MPs rejected by a majority of just four a cross-party move to ensure a specially appointed committee could examine "all the circumstances" surrounding the police raid on Mr Green's parliamentary office.

The amendment, proposed by former Liberal Democrat leader Sir Menzies Campbell, would also have allowed the inquiry to go ahead without waiting for the completion of any police inquiry or proceedings.

Commons leader Harriet Harman had urged the House to resist any move to have the committee begin its work now, warning the Commons had to avoid any suggestion of "breathing down the police's neck" and avoid prejudicing criminal proceedings.

But Sir Menzies said the committee should not have to wait until the police inquiry was over and complained that the Government's own motion did not "properly reflect" what the Speaker intended in last week's statement.

He dismissed the Government's own timetable - allowing the committee to meet and appoint a chairman before adjourning until the completion of the police investigation - as "risible".

In a knife-edge vote, taken after a tense and sometimes acrimonious debate, in a crowded Commons, the cross-party move was defeated by 285 to 281 votes.

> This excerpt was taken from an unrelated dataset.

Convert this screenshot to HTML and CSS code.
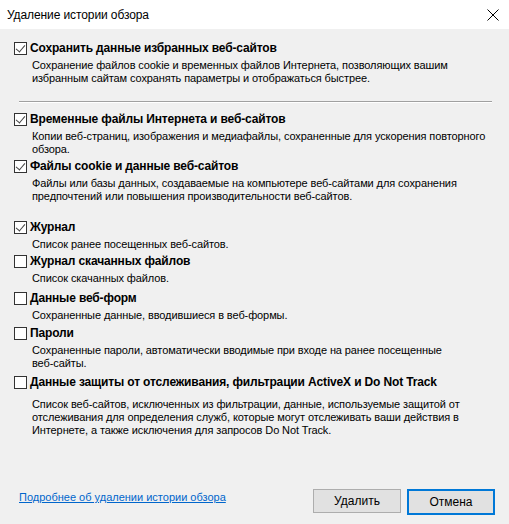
FILE: index.html
```html
<!DOCTYPE html>
<html lang="ru">
<head>
    <meta charset="UTF-8">
    <title>Удаление истории обзора</title>
    <link rel="stylesheet" href="styles.css">
</head>
<body>
<div class="dialog">
    <div class="titlebar">
        <span class="title">Удаление истории обзора</span>
        <svg class="close" width="12" height="12" viewBox="0 0 12 12">
            <path d="M0.5 0.5 L11.5 11.5 M11.5 0.5 L0.5 11.5" stroke="#000" stroke-width="1" fill="none"/>
        </svg>
    </div>

    <div class="content">
        <div class="option first">
            <label class="row"><span class="box checked"></span><b>Сохранить данные избранных веб-сайтов</b></label>
            <p class="desc">Сохранение файлов cookie и временных файлов Интернета, позволяющих вашим<br>избранным сайтам сохранять параметры и отображаться быстрее.</p>
        </div>

        <hr class="sep">

        <div class="option">
            <label class="row"><span class="box checked"></span><b>Временные файлы Интернета и веб-сайтов</b></label>
            <p class="desc">Копии веб-страниц, изображения и медиафайлы, сохраненные для ускорения повторного<br>обзора.</p>
        </div>
        <div class="option gap4">
            <label class="row"><span class="box checked"></span><b>Файлы cookie и данные веб-сайтов</b></label>
            <p class="desc">Файлы или базы данных, создаваемые на компьютере веб-сайтами для сохранения<br>предпочтений или повышения производительности веб-сайтов.</p>
        </div>

        <div class="option gap18">
            <label class="row"><span class="box checked"></span><b>Журнал</b></label>
            <p class="desc">Список ранее посещенных веб-сайтов.</p>
        </div>
        <div class="option gap4">
            <label class="row"><span class="box"></span><b>Журнал скачанных файлов</b></label>
            <p class="desc">Список скачанных файлов.</p>
        </div>
        <div class="option gap7">
            <label class="row"><span class="box"></span><b>Данные веб-форм</b></label>
            <p class="desc">Сохраненные данные, вводившиеся в веб-формы.</p>
        </div>
        <div class="option gap5">
            <label class="row"><span class="box"></span><b>Пароли</b></label>
            <p class="desc">Сохраненные пароли, автоматически вводимые при входе на ранее посещенные<br>веб-сайты.</p>
        </div>
        <div class="option gap6">
            <label class="row"><span class="box"></span><b>Данные защиты от отслеживания, фильтрации ActiveX и Do Not Track</b></label>
            <p class="desc wide">Список веб-сайтов, исключенных из фильтрации, данные, используемые защитой от<br>отслеживания для определения служб, которые могут отслеживать ваши действия в<br>Интернете, а также исключения для запросов Do Not Track.</p>
        </div>
    </div>

    <div class="footer">
        <a class="link" href="#">Подробнее об удалении истории обзора</a>
        <div class="buttons">
            <button class="btn" type="button">Удалить</button>
            <button class="btn default" type="button">Отмена</button>
        </div>
    </div>
</div>
</body>
</html>
```

FILE: styles.css
```css
html, body {
    margin: 0;
    padding: 0;
}
body {
    width: 509px;
    height: 524px;
    background: #f0f0f0;
    font-family: "Liberation Sans", Arial, sans-serif;
    font-size: 12px;
    color: #000;
}
.dialog {
    display: flex;
    flex-direction: column;
    height: 524px;
}
.titlebar {
    height: 29px;
    background: #fff;
    display: flex;
    align-items: center;
    justify-content: space-between;
    padding: 0 10px 0 7px;
}
.title {
    line-height: 16px;
    letter-spacing: -0.1px;
}
.content {
    padding: 13px 15px 0 14px;
    flex: 1;
}
.option {
    margin: 0;
}
.gap4 { margin-top: 4px; }
.gap5 { margin-top: 5px; }
.gap6 { margin-top: 6px; }
.gap7 { margin-top: 7px; }
.gap18 { margin-top: 18px; }
.row {
    display: flex;
    align-items: center;
    height: 13px;
    line-height: 13px;
    white-space: nowrap;
}
.row b {
    font-weight: 700;
    margin-left: 3px;
    letter-spacing: -0.15px;
}
/* case a cocher facon Windows 10 */
.box {
    width: 11px;
    height: 11px;
    border: 1px solid #333;
    background: #fff;
    position: relative;
    flex: none;
}
.box.checked::after {
    content: "";
    position: absolute;
    left: 3px;
    top: 0px;
    width: 4px;
    height: 8px;
    border: solid #444;
    border-width: 0 1px 1px 0;
    transform: rotate(40deg);
}
.desc {
    margin: 4px 0 0 18px;
    font-size: 11px;
    line-height: 13px;
    letter-spacing: -0.1px;
    white-space: nowrap;
}
.desc.wide {
    margin-top: 9px;
}
.sep {
    margin: 16px 2px 10px 5px;
    border: 0;
    border-top: 1px solid #a0a0a0;
    border-bottom: 1px solid #fff;
    height: 0;
}
.footer {
    display: flex;
    align-items: center;
    justify-content: space-between;
    padding: 0 14px 10px 19px;
    height: 25px;
}
.link {
    color: #0066cc;
    font-size: 11px;
    text-decoration: underline;
    margin-top: -9px;
}
.buttons {
    display: flex;
    gap: 6px;
}
.btn {
    font: inherit;
    width: 88px;
    height: 24px;
    background: #e1e1e1;
    border: 1px solid #adadad;
    padding: 0;
    color: #000;
}
.btn.default {
    border: 2px solid #0078d7;
    height: 26px;
    width: 88px;
}
```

The fallout from the police raid on the Tory immigration spokesman's office and Speaker Michael Martin's subsequent statement acknowledging the officers did not have a warrant and proposing an inquiry sparked angry exchanges in the chamber.

After the Government succeeded in keeping the debate to just three hours, against Opposition wishes, Commons leader Harriet Harman defended the seven-man committee's timetable.

She said the Commons had to avoid the "accusation or perception that we are in any way interfering with or breathing down the police's neck" and avoid "an inadvertent potential prejudice to any future criminal proceedings in court".

Ms Harman said: "We have to look ahead to any future criminal trial. We have to avoid doing or saying anything which could hinder justice - either the prosecution or the defence."

But shadow Commons leader Theresa May accused the Government of trying to "pack" the committee with its supporters and warned they could not support the committee if it did so.

She said: "The Government's motion flies in the face of the Speaker's statement. It is, I believe, not only a gross discourtesy to the Speaker but a flagrant abuse of the power of Executive in relation to the wishes and interests of this House."

Mrs May also hit out at the call for the committee to reflect the Government's majority, saying: "For the Government's own sake there should be nothing that could suggest it is trying in any way to rig the outcome of this committee.

"The leader should be in no doubt that if a committee is set up with a Government majority it would not have the support of the Opposition."

The Liberal Democrats have already said they will boycott the committee, complaining that it has effectively been "neutered" by ministers.

Mr Martin was in the chair for the debate but faced no criticism over his role in the affair despite 32 MPs saying at the weekend that they had lost confidence in him.